(Entries with page source code)
* START *

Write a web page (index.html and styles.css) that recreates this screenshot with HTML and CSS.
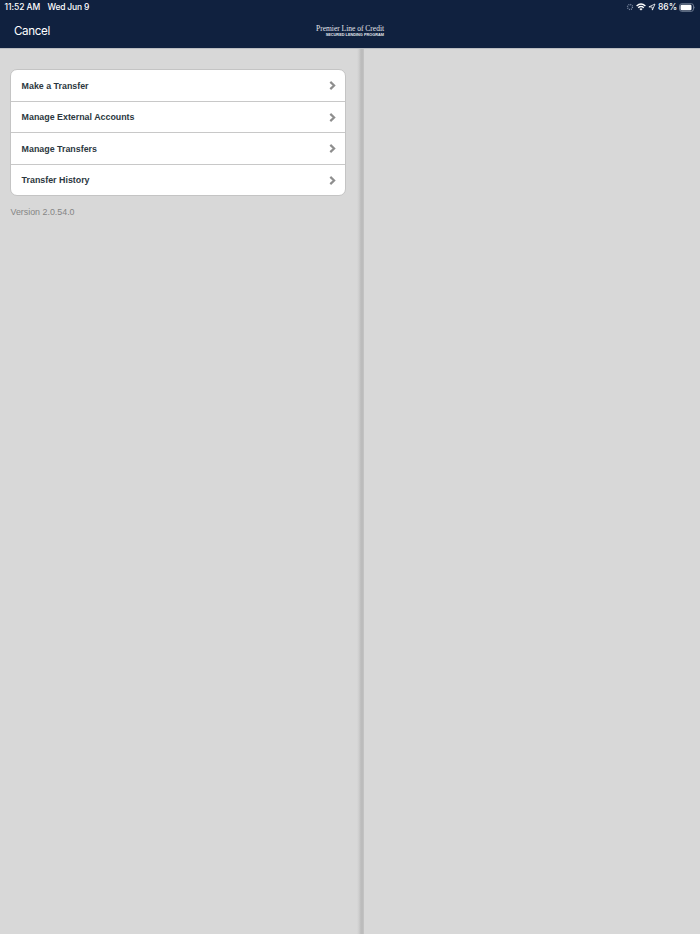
FILE: index.html
```html
<!DOCTYPE html>
<html lang="en">
<head>
    <meta charset="UTF-8">
    <meta name="viewport" content="width=device-width, initial-scale=1.0">
    <title>Premier Line of Credit</title>
    <link rel="stylesheet" href="styles.css">
</head>
<body>

<header class="header">
    <div class="status-bar">
        <div class="status-left">
            <span class="time">11:52 AM</span>
            <span class="date">Wed Jun 9</span>
        </div>
        <div class="status-right">
            <svg class="spinner" width="8" height="8" viewBox="0 0 8 8"><circle cx="4" cy="4" r="2.5"/></svg>
            <svg class="wifi" width="10" height="8" viewBox="0 0 10 8">
                <path d="M.6 2.9Q5-1.1 9.4 2.9M2.2 4.7Q5 2.2 7.8 4.7"/>
                <path class="solid" d="M3.4 6Q5 4.7 6.6 6L5 7.6z"/>
            </svg>
            <svg class="location" width="8" height="8" viewBox="0 0 8 8"><path d="M.9 3.9L7 1 4.4 7.1 4.1 4z"/></svg>
            <span class="percent">86%</span>
            <svg class="battery" width="17" height="9" viewBox="0 0 17 9">
                <rect class="shell" x=".5" y=".7" width="14" height="7.6" rx="2.2"/>
                <rect class="charge" x="1.5" y="1.7" width="11" height="5.6" rx="1.3"/>
                <path class="cap" d="M15.2 3.2Q16.4 4.5 15.2 5.8z"/>
            </svg>
        </div>
    </div>
    <div class="nav-bar">
        <a class="cancel" href="#">Cancel</a>
        <div class="logo">
            <div class="logo-title">Premier Line of Credit</div>
            <div class="logo-sub">SECURED LENDING PROGRAM</div>
        </div>
    </div>
</header>

<main class="container">
    <section class="sidebar">
        <ul class="menu">
            <li class="menu-item">
                <span>Make a Transfer</span>
                <svg class="chevron" width="7" height="9" viewBox="0 0 7 9"><path d="M1.3 .9L5.1 4.5 1.3 8.1"/></svg>
            </li>
            <li class="menu-item">
                <span>Manage External Accounts</span>
                <svg class="chevron" width="7" height="9" viewBox="0 0 7 9"><path d="M1.3 .9L5.1 4.5 1.3 8.1"/></svg>
            </li>
            <li class="menu-item">
                <span>Manage Transfers</span>
                <svg class="chevron" width="7" height="9" viewBox="0 0 7 9"><path d="M1.3 .9L5.1 4.5 1.3 8.1"/></svg>
            </li>
            <li class="menu-item">
                <span>Transfer History</span>
                <svg class="chevron" width="7" height="9" viewBox="0 0 7 9"><path d="M1.3 .9L5.1 4.5 1.3 8.1"/></svg>
            </li>
        </ul>
        <p class="version">Version 2.0.54.0</p>
    </section>
    <section class="detail"></section>
</main>

</body>
</html>
```

FILE: styles.css
```css
* {
    margin: 0;
    padding: 0;
    box-sizing: border-box;
}

body {
    display: flex;
    flex-direction: column;
    height: 100vh;
    overflow: hidden;
    font-family: "Liberation Sans", Arial, sans-serif;
    background-color: #d8d8d8;
}

/* Header */
.header {
    height: 48px;
    background-color: #10213f;
    color: white;
    font-family: Inter, sans-serif;
}

.status-bar {
    display: flex;
    justify-content: space-between;
    align-items: center;
    height: 14px;
    padding: 0 4px 0 4.5px;
    font-size: 8.5px;
    font-weight: 500;
    line-height: 14px;
    white-space: nowrap;
}

.status-left,
.status-right {
    display: flex;
    align-items: center;
}

.time {
    width: 43px;
    letter-spacing: -0.05px;
}

.date {
    width: 44px;
    letter-spacing: -0.2px;
}

.percent {
    width: 19px;
    margin: 0 2px 0 2px;
}

.spinner {
    fill: none;
    stroke: #8290a8;
    stroke-width: 1.3;
    stroke-dasharray: 1 0.96;
    margin-right: 2px;
}

.wifi {
    fill: none;
    stroke: white;
    stroke-width: 1.4;
    margin-right: 2px;
}

.wifi .solid {
    fill: white;
    stroke: none;
}

.location {
    fill: none;
    stroke: white;
    stroke-width: 0.8;
    stroke-linejoin: round;
}

.shell {
    fill: none;
    stroke: #8490a5;
    stroke-width: 0.8;
}

.charge {
    fill: white;
}

.cap {
    fill: #8490a5;
}

.nav-bar {
    display: grid;
    grid-template-columns: 1fr auto 1fr;
    align-items: center;
    height: 34px;
    padding-left: 14px;
    padding-right: 14px;
}

.cancel {
    color: white;
    font-size: 11.6px;
    letter-spacing: -0.35px;
    line-height: 34px;
    text-decoration: none;
}

.logo {
    width: 68px;
    color: #e4e7ec;
    text-align: right;
    white-space: nowrap;
}

.logo-title {
    font-family: "Liberation Serif", serif;
    font-size: 7.5px;
    line-height: 8px;
}

.logo-sub {
    font-family: "Liberation Sans", sans-serif;
    font-size: 3.85px;
    font-weight: bold;
    line-height: 4px;
}

/* Split view */
.container {
    display: flex;
    flex: 1;
    border-top: 1px solid #b9bcc1;
}

.sidebar {
    width: 364px;
    padding: 20px 18px 0 10px;
    background: linear-gradient(to right, #d8d8d8 357px, #cecece 359px, #bcbcbc 361px, #bcbcbc 363px, #c8c8c8 364px);
}

.detail {
    flex: 1;
}

.menu {
    list-style: none;
    background-color: white;
    border: 1px solid #c4c4c4;
    border-radius: 7px;
}

.menu-item {
    display: flex;
    justify-content: space-between;
    align-items: center;
    height: 31.5px;
    padding: 0.6px 9px 0 10.6px;
    border-bottom: 1px solid #c8c8c8;
    color: #2b3740;
    font-size: 8.87px;
    font-weight: bold;
}

.menu-item:last-child {
    height: 30.5px;
    border-bottom: none;
}

.chevron {
    fill: none;
    stroke: #8e8e8e;
    stroke-width: 2.2;
}

.version {
    margin-top: 10px;
    padding-left: 0.5px;
    color: #858585;
    font-size: 8.87px;
    line-height: 12px;
}
```
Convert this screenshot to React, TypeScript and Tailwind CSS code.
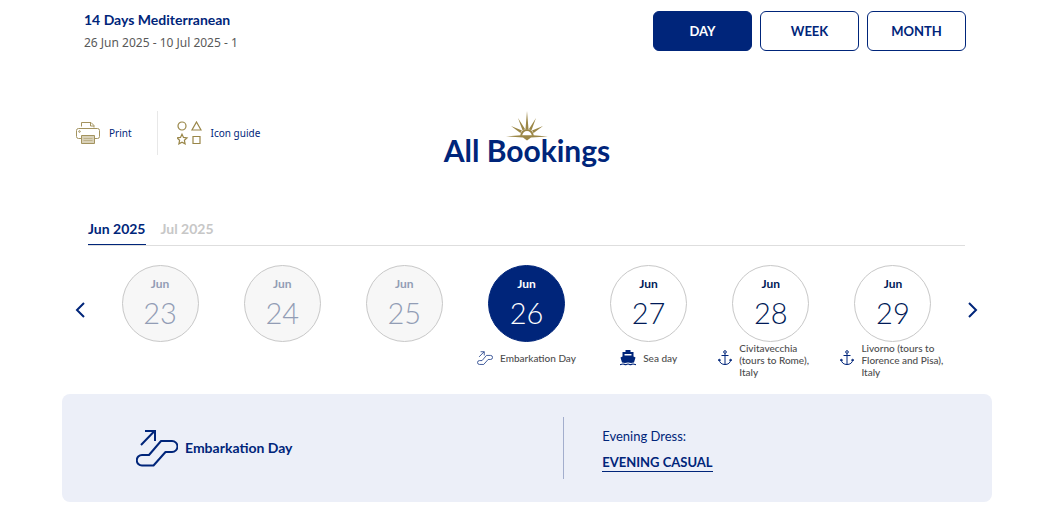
import React, { useState } from "react";

type IconProps = { className?: string };

function PrinterIcon({ className }: IconProps) {
  return (
    <svg className={className} viewBox="0 0 24 23" fill="none" stroke="#a3935f" strokeWidth="1" aria-hidden="true">
      <path d="M5.500 4.500v-4h9.500l3 3v2M14.500 0.500v3.500h3.500" />
      <path d="M5 16.500H2.500a2 2 0 0 1-2-2V8.500a2 2 0 0 1 2-2h19a2 2 0 0 1 2 2v6a2 2 0 0 1-2 2H19" />
      <path d="M5.500 13.500h13v8h-13z" fill="#d9d1b8" />
      <path d="M7.500 16.500h9M7.500 18.500h9" stroke="#bfb38c" />
      <circle cx="3.500" cy="9.500" r="0.800" />
    </svg>
  );
}

function ShapesIcon({ className }: IconProps) {
  return (
    <svg className={className} viewBox="0 0 25 24" fill="none" stroke="#998648" strokeWidth="1.200" aria-hidden="true">
      <circle cx="5" cy="5" r="4" />
      <path d="M19.500 1l4.500 8h-9z" />
      <path d="M5 13.200l1.500 3.200 3.500.5-2.600 2.400.7 3.600L5 21.200l-3.100 1.700.7-3.600L0 16.900l3.500-.5z" />
      <path d="M16 15.500h7v7h-7z" />
    </svg>
  );
}

function SunIcon({ className }: IconProps) {
  return (
    <svg className={className} viewBox="0 0 42 30" fill="#9b8747" aria-hidden="true">
      <path d="M0 25.500L15 24.300h12l15 1.200-17 1-4 3-4-3z" />
      <path d="M21 0l1.500 18h-3zM12 7l7 11-2.400 1.400zM30 7l-7 11 2.400 1.400zM5 15l11 4.500-1.600 2.600zM37 15l-11 4.500 1.600 2.600z" />
      <path d="M15.200 24.800a5.800 5.800 0 0 1 11.600 0" fill="none" stroke="#9b8747" strokeWidth="2" />
    </svg>
  );
}

function EscalatorIcon({ className }: IconProps) {
  return (
    <svg className={className} viewBox="0 0 42 38" fill="none" stroke="#00257a" strokeWidth="2" aria-hidden="true">
      <path d="M5 16L18.500 2M9 2h10v10" />
      <path d="M25 12h11a5 5 0 0 1 0 11h-6.500L17.500 36.500H6A5 5 0 0 1 6 26h7z" strokeLinejoin="round" />
    </svg>
  );
}

function ShipIcon({ className }: IconProps) {
  return (
    <svg className={className} viewBox="0 0 16 16" fill="#00257a" aria-hidden="true">
      <path fillRule="evenodd" d="M5.500 0h5v2h3v4.500l2 1-1.500 5c-1 0-2 .5-3 .5s-2-.5-3-.5-2 .5-3 .5-2-.5-3-.5l-1.500-5 2-1V2h3zM4.500 4v1.500h7V4z" />
      <path d="M0 14.700c1.500 0 2-.7 3-.7s2 .7 3 .7 1-.7 2-.7 1 .7 2 .7 2-.7 3-.7 1.500.7 3 .7" fill="none" stroke="#00257a" strokeWidth="1.200" />
    </svg>
  );
}

function AnchorIcon({ className }: IconProps) {
  return (
    <svg className={className} viewBox="0 0 14 16" fill="none" stroke="#00257a" strokeWidth="1" aria-hidden="true">
      <circle cx="7" cy="2" r="1.300" />
      <path d="M7 3.300V15M3.500 5.500h7M1.200 9.500C1.500 13 4 14.500 7 14.500s5.500-1.500 5.800-5M0 11l1.200-2 1.800 1.500M14 11l-1.200-2-1.800 1.500" />
    </svg>
  );
}

function Chevron({ className, d }: IconProps & { d: string }) {
  return (
    <svg className={className} viewBox="0 0 10 16" fill="none" stroke="#00257a" strokeWidth="2" aria-hidden="true">
      <path d={d} />
    </svg>
  );
}

type Day = { date: number; past?: boolean; label?: string; icon?: React.ReactNode };

const days: Day[] = [
  { date: 23, past: true },
  { date: 24, past: true },
  { date: 25, past: true },
  { date: 26, label: "Embarkation Day", icon: <EscalatorIcon className="h-[14px] w-4" /> },
  { date: 27, label: "Sea day", icon: <ShipIcon className="size-4" /> },
  { date: 28, label: "Civitavecchia (tours to Rome), Italy", icon: <AnchorIcon className="h-4 w-[14px]" /> },
  { date: 29, label: "Livorno (tours to Florence and Pisa), Italy", icon: <AnchorIcon className="h-4 w-[14px]" /> },
];

const views = ["DAY", "WEEK", "MONTH"];
const months = ["Jun 2025", "Jul 2025"];

function dayTone(day: Day, selected: boolean) {
  if (selected) return "border-[#00257a] bg-[#00257a] text-white";
  if (day.past) return "border-[#c8c8c8] bg-[#f7f7f7] text-[#929db5]";
  return "border-[#c8c8c8] bg-white text-[#001a57]";
}

export default function App() {
  const [view, setView] = useState("DAY");
  const [month, setMonth] = useState("Jun 2025");
  const [selected, setSelected] = useState(26);

  return (
    <main className="bg-white pr-[59px] pl-[62px] font-['Lato',sans-serif] text-[#00257a]">
      <header className="flex items-start justify-between pt-[11px] pr-[26px] pl-[22px]">
        <div>
          <h2 className="text-[14px] leading-[18px] font-bold">14 Days Mediterranean</h2>
          <p className="mt-1 font-['Noto_Sans',sans-serif] text-[12px] leading-5 text-[#595959]">26 Jun 2025 - 10 Jul 2025 - 1</p>
        </div>
        <div className="flex gap-2">
          {views.map((v) => (
            <button
              key={v}
              type="button"
              aria-pressed={view === v}
              onClick={() => setView(v)}
              className={`h-10 w-[99px] rounded-md border border-[#00257a] text-[13px] leading-5 font-bold ${view === v ? "bg-[#00257a] text-white" : "bg-white"}`}
            >
              {v}
            </button>
          ))}
        </div>
      </header>

      <section className="mt-[58px] grid grid-cols-[1fr_auto_1fr] items-start">
        <div className="flex h-[44px] pl-[14px] font-['Noto_Sans',sans-serif] text-[10px]">
          <button type="button" className="flex items-center gap-[9px] border-r border-[#e8e8e8] pr-[25px]">
            <PrinterIcon className="h-[23px] w-6" />
            Print
          </button>
          <button type="button" className="flex items-center gap-[9px] pl-[19px]">
            <ShapesIcon className="h-6 w-[25px]" />
            Icon guide
          </button>
        </div>
        <div className="flex flex-col items-center">
          <SunIcon className="h-[30px] w-[42px]" />
          <h1 className="-mt-2 text-[30px] leading-[34px] font-bold">All Bookings</h1>
        </div>
      </section>

      <nav className="mt-[52px] mr-[27px] ml-[26px] flex gap-[15px] border-b border-[#dedede]">
        {months.map((m) => (
          <button
            key={m}
            type="button"
            onClick={() => setMonth(m)}
            className={`h-[26px] border-b pb-[5px] text-[14px] leading-5 font-bold ${month === m ? "border-[#00257a]" : "border-transparent text-[#c7c7c7]"}`}
          >
            {m}
          </button>
        ))}
      </nav>

      <section className="mt-[19px] flex items-start">
        <button type="button" aria-label="Previous days" className="mt-[37px] flex w-[37px] pl-[13px]">
          <Chevron className="h-4 w-[10px]" d="M9 1L2 8l7 7" />
        </button>
        <div className="grid min-h-[129px] flex-1 grid-cols-7">
          {days.map((day) => (
            <div key={day.date} className="flex flex-col items-center">
              <button
                type="button"
                onClick={() => setSelected(day.date)}
                className={`flex size-[77px] shrink-0 flex-col items-center rounded-full border pt-[9px] ${dayTone(day, selected === day.date)}`}
              >
                <span className="text-[12px] leading-[18px] font-bold">Jun</span>
                <span className="mt-[2px] text-[29px] leading-9 font-light">{day.date}</span>
              </button>
              {day.label && (
                <div className="flex items-start justify-center gap-[7px] text-[10px] leading-3 font-medium text-[#4d4d4d]">
                  <span className="flex h-8 shrink-0 items-center">{day.icon}</span>
                  <span className="flex min-h-8 max-w-[84px] items-center">{day.label}</span>
                </div>
              )}
            </div>
          ))}
        </div>
        <button type="button" aria-label="Next days" className="mt-[37px] flex w-[38px] justify-end pr-[14px]">
          <Chevron className="h-4 w-[10px]" d="M1 1l7 7-7 7" />
        </button>
      </section>

      <section className="grid h-[108px] grid-cols-[27fr_23fr] items-center rounded-lg bg-[#eceff8]">
        <div className="flex h-[62px] items-center gap-[7px] border-r border-[#a3aecd] pl-[74px]">
          <EscalatorIcon className="h-[38px] w-[42px]" />
          <h3 className="text-[14px] leading-5 font-bold">Embarkation Day</h3>
        </div>
        <div className="flex flex-col items-start gap-2 pt-[2px] pl-[38px] text-[13px]">
          <p className="leading-5">Evening Dress:</p>
          <a href="#dress-code" className="border-b border-[#00257a] leading-[17px] font-bold">EVENING CASUAL</a>
        </div>
      </section>
    </main>
  );
}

* END *

What is being asked: From the data, collect all lines where the string "this" appears.

Complete response:
Write a web page (index.html and styles.css) that recreates this screenshot with HTML and CSS.
Convert this screenshot to React, TypeScript and Tailwind CSS code.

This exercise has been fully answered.